The writer ticks of nine more examples of serious Presidential misconduct that dwarf anything Trump has been accused of doing. Fortunately, Hirsanyi knows his Presidential history well, as I do. But most Americans can’t name ten Presidents, so lies like Gerhardt’s and Feldman’s “work.”

8 thoughts on “The Pro-Impeachment Experts, Making the Public Dumber

  1. When the rationale for the “experts” to appear is to provide consultive guidance on the Constitutional basis for impeachment but instead the “experts” argue for a particular outcome, they are no longer in a consultive role but instead one of advocacy.

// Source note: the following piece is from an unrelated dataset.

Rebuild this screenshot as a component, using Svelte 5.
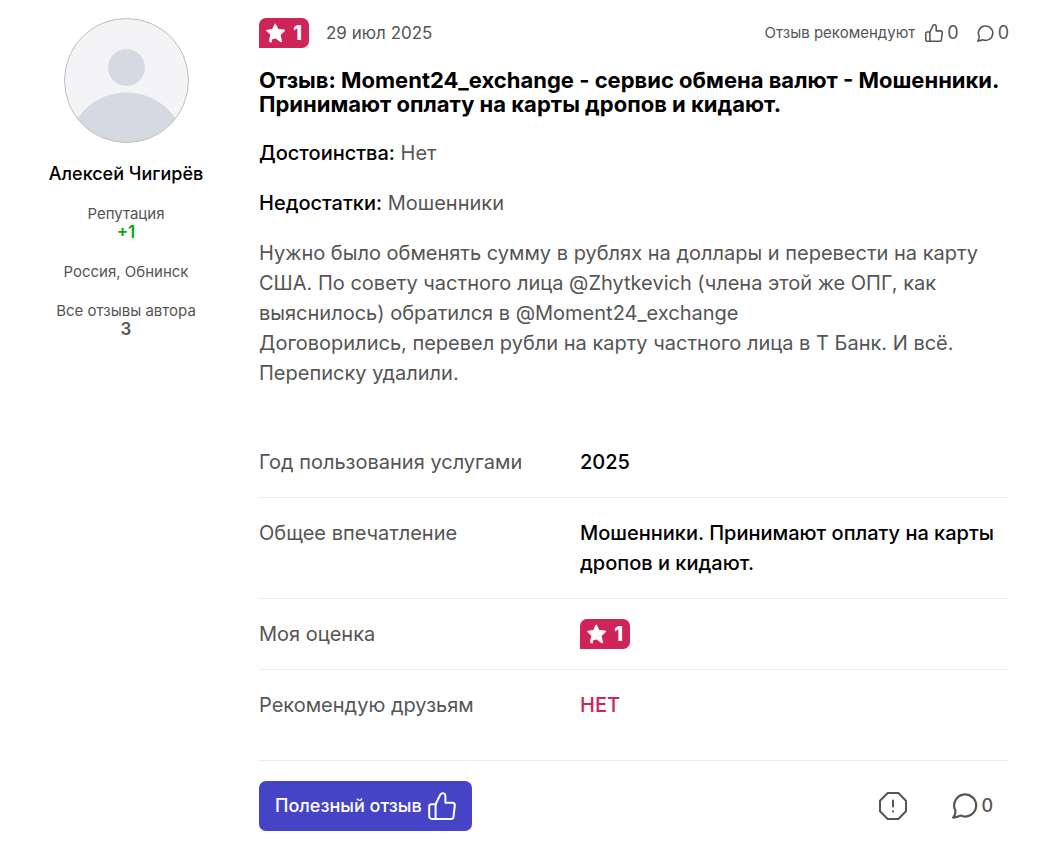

    I would hope that most Americans that viewed the testimony can see the difference in an expert that guides the client with an historical and legal framework backed up with case law and one that relies on conjecture, hyperbole and presumptions to render a guilty verdict.

    I believe Nadler is aware that his experts let him down which is why we have a hearing tomorrow where he will present his historical basis for choosing impeachment. He knows Turley ate their lunch the other day and needs a do over.

  2. I often feel a little behind because I’m weaker on the Presidents serving in the 19th century, but manage to pull up 32 of the 44 unique people. Ten is something elementary kids should manage: Washington, Jefferson, Lincoln, FDR, JFK, and the last five after Reagan. If I can memorize lyrics for muzac at work or shopping or the movemens in the woods of Zork, it is not because people cannot. It’s because no one raising or teaching thought it was important to understand the existing situation. Understanding, not ignorance is a good code.

    • It is.
      Learning all the Presidents in order is the most useful spine for an understanding of American history that one can have, and it is amazing to me that teaching it isn’t standard. I learned the order when I was 11. It allows you to place all the wars, all the big events.Every President elected in a year ending with a zero died in office between Monroe (1820) and Reagan 1980, so you know the dates when 7 were elected and that VPs took over—that’s 14 right there.

  3. Whoopie Goldberg I can excuse as she’s dumber than a box of rocks. She did do a good job on “The Color Purple” though. But this “eminent historian” Doug Brinkley? Please!

  4. Professors can equate disagreement with hate and their disdain for a President with Constitutional misconduct. You’ve just punched your ticket for bizarro world. (Our world.)